We might easily multiply these examples, for the seeds of them are in every human heart (of the actions of which the Old Testament is such a wonderful mirror), but we will only select one or two more. In 2 Chronicles 16:10 we find Asa very angry with Hanani, because the latter had rebuked him for his DISOBEDIENCE. This leads Asa to put Hanani in prison, an act of gross INJUSTICE. In the case of Uzziah (2 Chron.26:19), his wrath was caused by his being rebuked for committing SACRILEGE, for which sin he was immediately punished by God with leprosy. These last two instances show us how often anger is a result in our hearts of being rebuked or faithfully reproved for some sin that we have committed. Let us be on our guard against this. It is enough to have committed the sin; but it is far worse, when reproved of it by some servant of God, to add to it by a second, and possibly a third, as Asa did. We feel sure that if our readers will but carefully weigh these instances of anger, and compare them in cause and effect with their own history, they will find what a wonderfully accurate mirror of the human heart the Word of God is. In Esther 3:5 we find

Anger Caused by Pride

in the person of the wicked Haman, and leading to the attempted destruction of an entire people. The same cause, PRIDE, in Nebuchadnezzar's case, filled him with rage and fury, so that the form of his visage was changed (like Cain's), and led to INTENSE CRUELTY on his part against his victims, which, however, God miraculously overruled. In Jonah's case we find great anger caused by IMPATIENCE, which led him to speak against God. He appears to have so completely given way to it, that in chapter 4:9 he actually justifies his unrighteous anger to God. In the New Testament we find the anger of Herod leading him to murder the children of Bethlehem. We further see, in Luke 4:28, that the Jews stung with JEALOUSY of God's favors to the Gentiles (v.24-27) sought to MURDER Christ on the very spot; and in Acts 7:54 we find the Jews again filled with HATRED AGAINST CHRIST, actually gnashing on Stephen with rage and stoning him to death.

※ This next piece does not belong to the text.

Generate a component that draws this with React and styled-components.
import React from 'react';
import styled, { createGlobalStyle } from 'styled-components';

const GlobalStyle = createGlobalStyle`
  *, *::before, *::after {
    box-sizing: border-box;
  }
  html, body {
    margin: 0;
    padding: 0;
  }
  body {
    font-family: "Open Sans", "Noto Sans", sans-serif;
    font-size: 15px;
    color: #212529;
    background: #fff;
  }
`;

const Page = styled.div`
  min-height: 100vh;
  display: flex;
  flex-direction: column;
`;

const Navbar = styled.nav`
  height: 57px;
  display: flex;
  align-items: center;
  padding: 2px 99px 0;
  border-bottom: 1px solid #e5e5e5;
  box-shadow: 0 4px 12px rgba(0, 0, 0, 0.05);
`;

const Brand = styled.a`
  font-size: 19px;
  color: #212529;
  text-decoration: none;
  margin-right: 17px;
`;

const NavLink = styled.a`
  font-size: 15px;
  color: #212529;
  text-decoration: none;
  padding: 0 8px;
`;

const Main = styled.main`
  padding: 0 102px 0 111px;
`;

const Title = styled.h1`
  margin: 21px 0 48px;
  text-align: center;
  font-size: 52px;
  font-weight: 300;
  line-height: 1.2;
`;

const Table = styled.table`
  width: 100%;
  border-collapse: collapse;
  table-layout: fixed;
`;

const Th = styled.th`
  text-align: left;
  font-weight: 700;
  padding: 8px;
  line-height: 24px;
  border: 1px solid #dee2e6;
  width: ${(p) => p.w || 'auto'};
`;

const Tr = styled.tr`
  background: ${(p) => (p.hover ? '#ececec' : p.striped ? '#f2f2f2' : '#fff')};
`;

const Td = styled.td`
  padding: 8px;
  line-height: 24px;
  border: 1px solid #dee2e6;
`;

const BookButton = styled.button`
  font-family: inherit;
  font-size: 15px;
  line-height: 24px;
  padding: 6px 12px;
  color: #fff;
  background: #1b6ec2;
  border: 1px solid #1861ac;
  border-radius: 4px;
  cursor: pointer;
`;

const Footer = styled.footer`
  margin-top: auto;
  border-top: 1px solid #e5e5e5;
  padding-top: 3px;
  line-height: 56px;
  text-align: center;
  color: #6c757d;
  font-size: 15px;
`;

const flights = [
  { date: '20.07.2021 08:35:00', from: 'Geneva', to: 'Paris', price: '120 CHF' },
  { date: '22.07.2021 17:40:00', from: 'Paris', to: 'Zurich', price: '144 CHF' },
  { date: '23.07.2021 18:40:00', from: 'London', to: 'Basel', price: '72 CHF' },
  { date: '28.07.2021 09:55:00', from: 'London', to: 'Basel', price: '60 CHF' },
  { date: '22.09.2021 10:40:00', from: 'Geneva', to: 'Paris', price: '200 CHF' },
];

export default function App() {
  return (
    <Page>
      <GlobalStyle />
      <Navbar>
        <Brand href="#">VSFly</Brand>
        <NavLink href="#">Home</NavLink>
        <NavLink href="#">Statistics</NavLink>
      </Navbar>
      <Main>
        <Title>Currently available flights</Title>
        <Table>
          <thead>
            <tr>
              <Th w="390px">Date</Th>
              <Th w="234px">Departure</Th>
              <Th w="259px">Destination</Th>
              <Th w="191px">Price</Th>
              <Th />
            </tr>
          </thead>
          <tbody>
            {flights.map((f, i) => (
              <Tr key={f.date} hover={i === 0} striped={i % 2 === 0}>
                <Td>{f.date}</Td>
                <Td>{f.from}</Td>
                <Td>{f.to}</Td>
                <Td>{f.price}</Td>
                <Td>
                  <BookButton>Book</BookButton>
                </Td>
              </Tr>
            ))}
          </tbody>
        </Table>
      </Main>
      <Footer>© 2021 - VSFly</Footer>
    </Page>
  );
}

Causes and Results of Anger

From these illustrations we find that anger is caused by envy, jealousy, impatience, hatred, pride, covetousness, and by the just rebukes of God's people; that, if unchecked, it tends to cruelty and murder, also to disobedience, injustice, and despising God's Word.

Turning for a moment to what is said about it in Scripture, we find that it is expressly forbidden (Matt.5:22; Rom.12:19); it is a work of the flesh (Gal. 5:20); it is characteristic of fools (Prov.12:16; 14:29; 27:3; etc.); it brings its own punishment (Job 5:2; Prov.19:19); it is often stirred up by bad words (2 Sam.19:43, etc.), but pacified by meekness (Prov.15:1); that we should not provoke others to it (Eph.6:4; Col.3:21).

We will now briefly consider some instances of

Righteous Anger

In Mark 3:5 we find the Lord angry, “being grieved for the hardness of their hearts.” How instinctively we feel in this case, the unselfishness of the anger. It is all for their sakes and for God's glory. Righteous anger never has self in any shape or form for its cause. Moses was angry in Exodus 11:8, but it was for the indignities offered by Phar­ aoh to the Lord and His people, unlike his anger in Numbers 20, for which he was punished. We also find Moses angry in a similar way in Exodus 32:19 and Leviticus 10:16. In Nehemiah  5:6 we find Nehemiah very angry against gross injustice done by others, and to others, not against himself; hence, he did “well” to be angry. In Ephesians 4:26 we get the exhortation to “be... angry, and sin not”; that is, not to treasure up anger and malice in our hearts.

We have now before us the two sorts of anger, the one generally the fruit of some other sin, always having self for its ultimate cause; the other springing from zeal or indignation for the Lord, and having Him or His people for its cause. We thus find that the first anger, like other sins we have considered, is a selfish sin; and the surest way of being saved from it is to be free from oneself. This should be at conversion, but does not practically take place till Christ reveals Himself in sufficient power to the heart to replace the wretched idol of self (2 Cor.4:10). A Christian can only be happy in proportion as this is the case, for a selfish Christian is a most miserable object, and is indeed a contradiction in terms. The surest way, therefore, to overcome the sin of anger is not by cultivating a placid disposition, which is only dealing with externals, but by striking at the root, which is self, and replacing it with Christ. The true Christian is zealous for his Master's interests, not his own, and may be righteously angry when His glory is concerned, but not for his own sake. May the Lord make us all more zealous for Him, and deliver us from serving and pleasing ourselves.